Monday, November 27, 2006

Youtube Fairness Opinion

KD has decided that he should do a fairness of valuation opinion because in all honesty, it should be done. Sequoia is the largest shareholder of Google as well as YouTube so there are obviously some conflict of interests here. I have mixed feelings about the Youtube acquisition because I have not been able to determine whether the valuation was fair. I think that Youtube has built a great website and product for its customers, but they only began to scratch the surface of their business model. Let's dig in and see if there is more "meat on the chicken".

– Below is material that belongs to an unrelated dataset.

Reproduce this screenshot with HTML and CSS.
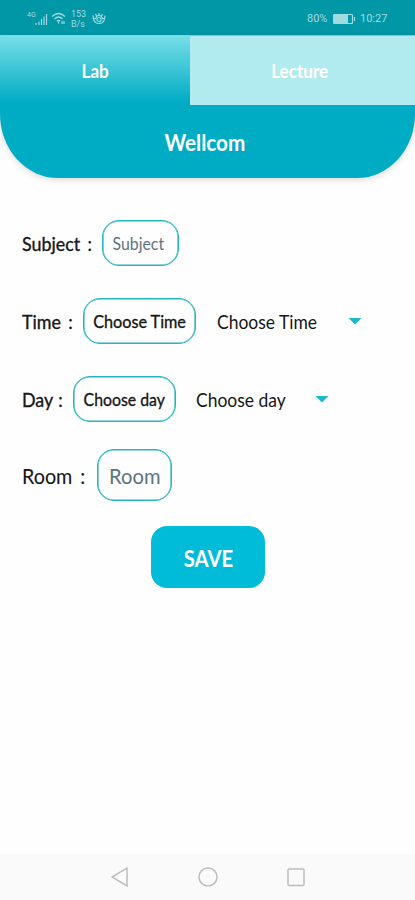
FILE: index.html
```html
<!DOCTYPE html>
<html lang="en">
<head>
<meta charset="utf-8">
<meta name="viewport" content="width=device-width, initial-scale=1">
<title>Lab</title>
<link rel="stylesheet" href="styles.css">
</head>
<body>
<div class="screen">
  <div class="status">
    <span class="network">4G</span>
    <svg class="signal" width="13" height="12" viewBox="0 0 13 12"><path d="M1 12v-2M4 12V8.500M6.500 12V6M9 12V3.500M11.500 12V1"/></svg>
    <svg class="wifi" width="15" height="13" viewBox="0 0 15 13"><path d="M1 4.500Q7.500-1.500 14 4.500M3.500 7Q7.500 3 11.500 7M5.800 9.200Q7.500 7.500 9.200 9.200M7.500 9.500v2M11 9v3M13 9v3"/></svg>
    <span class="rate"><span>153</span><span>B/s</span></span>
    <svg class="eye" width="14" height="13" viewBox="0 0 14 13"><path d="M1 3.500Q1 11.500 7 11.500Q13 11.500 13 3.500M1 6Q4 8 4.500 4.500Q7 2.500 9.500 4.500Q10 8 13 6M7 3V1M4.500 4L3.500 2M9.500 4l1-2"/><circle cx="7" cy="7.500" r="2"/></svg>
    <span class="percent">80%</span>
    <svg class="battery" width="23" height="10" viewBox="0 0 23 10"><rect x=".5" y=".5" width="19" height="9" rx="1"/><path class="charge" d="M1 1h14v8H1z"/><path d="M21.500 3v4"/></svg>
    <span class="clock">10:27</span>
  </div>
  <header class="header">
    <nav class="tabs">
      <a class="tab active"><span>Lab</span></a>
      <a class="tab lecture"><span>Lecture</span></a>
    </nav>
    <h1 class="title"><span>Wellcom</span></h1>
  </header>
  <main class="form">
    <div class="row subject">
      <label>Subject :</label>
      <div class="field muted"><span>Subject</span></div>
    </div>
    <div class="row time">
      <label>Time :</label>
      <div class="field"><span>Choose Time</span></div>
      <div class="select"><span>Choose Time</span><i class="arrow"></i></div>
    </div>
    <div class="row day">
      <label>Day :</label>
      <div class="field"><span>Choose day</span></div>
      <div class="select"><span>Choose day</span><i class="arrow"></i></div>
    </div>
    <div class="row room">
      <label>Room :</label>
      <div class="field muted"><span>Room</span></div>
    </div>
    <button class="save"><span>SAVE</span></button>
  </main>
  <footer class="navbar">
    <svg width="20" height="22" viewBox="0 0 20 22"><path d="M17 2v18L2 11z"/></svg>
    <svg width="20" height="22" viewBox="0 0 20 22"><circle cx="10" cy="11" r="9"/></svg>
    <svg width="20" height="22" viewBox="0 0 20 22"><rect x="2" y="3" width="16" height="16.500" rx="1"/></svg>
  </footer>
</div>
</body>
</html>
```
FILE: styles.css
```css
* { box-sizing: border-box; }
body { margin: 0; background: #fefefe; font-family: Lato, "Open Sans", sans-serif; color: #161616; }
.screen { width: 415px; height: 900px; display: flex; flex-direction: column; overflow: hidden; }
svg { display: block; flex: none; fill: none; }

.status { height: 35px; flex: none; display: flex; align-items: center; background: #0097a7; color: #a0dbe1; padding: 2px 27px 0 27px; font: 11px Roboto, sans-serif; }
.status svg { stroke: #a0dbe1; stroke-width: 1.2; }
.network { width: 8px; font-size: 7px; align-self: flex-start; margin-top: 9px; }
.wifi { margin-left: 3px; }
.rate { display: flex; flex-direction: column; width: 15px; margin-left: 5px; font-size: 9px; line-height: 10px; }
.eye { margin-left: 6px; }
.percent { margin-left: auto; width: 22px; }
.battery { margin: 0 4px; }
.battery .charge { fill: #a0dbe1; stroke: none; }
.clock { width: 28px; white-space: nowrap; }

.header { height: 143px; flex: none; background: #00acc4; border-radius: 0 0 58px 58px / 0 0 64px 64px; box-shadow: 0 2px 6px rgba(0, 0, 0, .14); color: #fff; font-weight: 700; }
.header span, .save span, .field span { display: inline-block; transform: scaleX(.9); }
.tabs { display: flex; height: 70px; }
.tab { display: flex; align-items: center; justify-content: center; font-size: 19px; padding-top: 1px; }
.tab.active { width: 190px; background: linear-gradient(#78dfe8, #00acc4 96%); }
.tab.lecture { flex: 1; background: #b2ebef; border-top: 1px solid #6ccfd7; padding: 0 5px 0 0; }
.title { height: 73px; margin: 0; display: flex; align-items: center; justify-content: center; font-size: 23px; padding: 0 5px 0 0; }

.form { flex: 1; display: flex; flex-direction: column; padding: 42px 22px 0; }
.row { display: flex; align-items: center; font-size: 19px; white-space: nowrap; }
.row label { flex: none; transform: scaleX(.94); transform-origin: left; word-spacing: 2px; -webkit-text-stroke: .35px #161616; }
.field { display: flex; align-items: center; justify-content: center; flex: none; border: 1px solid #25b4c3; box-shadow: inset 0 0 0 .6px #25b4c3; border-radius: 17px; font-size: 18px; -webkit-text-stroke: .35px #161616; }
.field.muted { color: #5b7380; -webkit-text-stroke: 0; }
.select { display: flex; align-items: center; }
.select span { transform: scaleX(.92); transform-origin: left; }
.arrow { flex: none; width: 14px; height: 7px; background: #19b9ca; clip-path: polygon(0 0, 100% 0, 50% 100%); }

.subject { height: 46px; }
.subject label { width: 80px; word-spacing: 3px; }
.subject .field { width: 77px; height: 46px; padding-right: 4px; }
.subject .field span { transform: scaleX(.88); }
.time { height: 46px; margin-top: 32px; }
.time label { width: 61px; word-spacing: 3px; }
.time .field { width: 113px; height: 46px; }
.time .select { margin-left: 21px; }
.time .select span { width: 131px; }
.day { height: 46px; margin-top: 32px; }
.day label { width: 51px; word-spacing: 1px; }
.day .field { width: 103px; height: 46px; }
.day .field span { transform: scaleX(.88); }
.day .select { margin-left: 20px; }
.day .select span { width: 119px; }
.room { height: 52px; margin-top: 27px; font-size: 21px; }
.room label { width: 75px; word-spacing: 3px; -webkit-text-stroke: .1px #161616; }
.room .field { width: 75px; height: 52px; font-size: 21px; }
.room .field span { transform: scaleX(.96); }

.save { width: 114px; height: 62px; margin: 25px 0 0 129px; padding: 3px 0 0; border: 0; border-radius: 16px; background: #00bcd8; color: #fff; font: 700 22.5px Lato, sans-serif; }

.navbar { height: 46px; flex: none; display: flex; align-items: center; justify-content: center; gap: 68px; background: #fafafa; }
.navbar svg { stroke: #bdbdbd; stroke-width: 1.5; }
```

Many people claim that Youtube did not make any money but I fail to believe that. Here are the reasons:

First, they did have some unique video advertisements and also adwords. And if you know anything about online ads now, you know that one can build a business simply by Google Adsense. If you have 34M uniques, by GOD, someone is clicking through those adds! In addition to those, just before the acquisition, Youtube did strike several deals with large media houses.

Secondly, Youtube raised $8M on the first of April. LEt's do a quick cash flow extrapolation. They had 67 employees so they are burning $500k in opex and another $1M in bandwidth per month. But this obviously ramps up so let's say they burn $2-3M per month. Youtube funded the 8 months of the operation with $8M so the net burn was clearly less than $1M per month. Therefore, they were probably doing a few million per month in revenues before the acquisition and probably break even or higher the month before the acquisition ($3-4M) so they would not have to raise another round of financing. I don't think Google would buy a company about to go bankrupt, do you?

With that, there was an inherent projectable value in the business. Then, I'm sure Mr. Mckinsey, CFO Paypal, Roelof built some large financial model justifying the long term value of each unique monthly visitor to a potential acquirer. In fact, several weeks before the acquisition he said the company was worth $1.5bn.

Why wouldn't a savvy CEO have strung them out? Did buying them now prevent them from being a $2,3,10bn acquisition 2 years from now? What if Google waited for them to raise another round of financing and to build a more substantial business model? Let's investigate the valuation.

1) So let's assume that 1 year later they built a company with $10M per month from the content deals and adwords in gross revenues (because Chad said that he could in a newspaper article) and they have to share 50% with the content holders and others so they actually make $5M per month. As previously stated, they had 67 employees so they are burning $500k in opex and another $1M in bandwidth per month. But this obviously ramps up so let's say they burn $2-3M per month which yields a NPAT of about 1.2M per month or about 15M per year. Google trades at 60P/E so they pay the same multiple for YouTube, assuming a PE/G of 1:1 and the projected valuation is $900M. If you tube grows its earnings faster than that, say 2x, then a P/E of double that is justified and so is a $1.8bn valuation. An IPO in 2-3 years could have well exceeded that number.

2) According to Techcrunch, Viacom acquired iFilm and AtomShockwave (3.3M and 1.3M uniques per month) for $50M and $200M respectively suggesting per user value of $15 to 150 per unique). Sony acquired Grouper for 65M which was about 100 per unique. The Japanese have a tendancy to overpay for US entitities so we have to discount this. Youtube had 34M uniques per month suggesting a fair value of $3.4bn. Google only paid $48 per eyeball.

3) Google paid Myspace $900M to embed its search bar which is a deal they are definately not losing money on. Google is not going to hurt its gross margins of 60% so they probably are making about $1.5bn in revenues on that deal (60% of 1.5bn is 900M). Assuming Google would pay YouTube the same for such a deal and then have access to a whole new medium of media why not just pay $1.5bn for complete ownership of the website and they breakeven on an embedded search deal. It makes sense to me.

4) Lastly, Youtube does not represent a new medium for watching TV. I don't think people will watch TV shows on Youtube. People merely are entertaining themselves by watching their videos and their friends videos. I don't think any of this crazy legal issues are issues at all. Not many people are going to watch CBS, NBC, ESPN shows and so forth. All people want to see is someone fall of their bike or throw a pie in someone's face. This is the new medium and one that no large media company can capture and no one every will again.

KD's final assessment on the YouTube deal is I think Youtube got the short end of the stick. They should have held out for $2bn. I also think it was savvy for Youtube to sell now, not because of the legal risk which I discount, but because they had peaked the success of the website without having a partner like Google.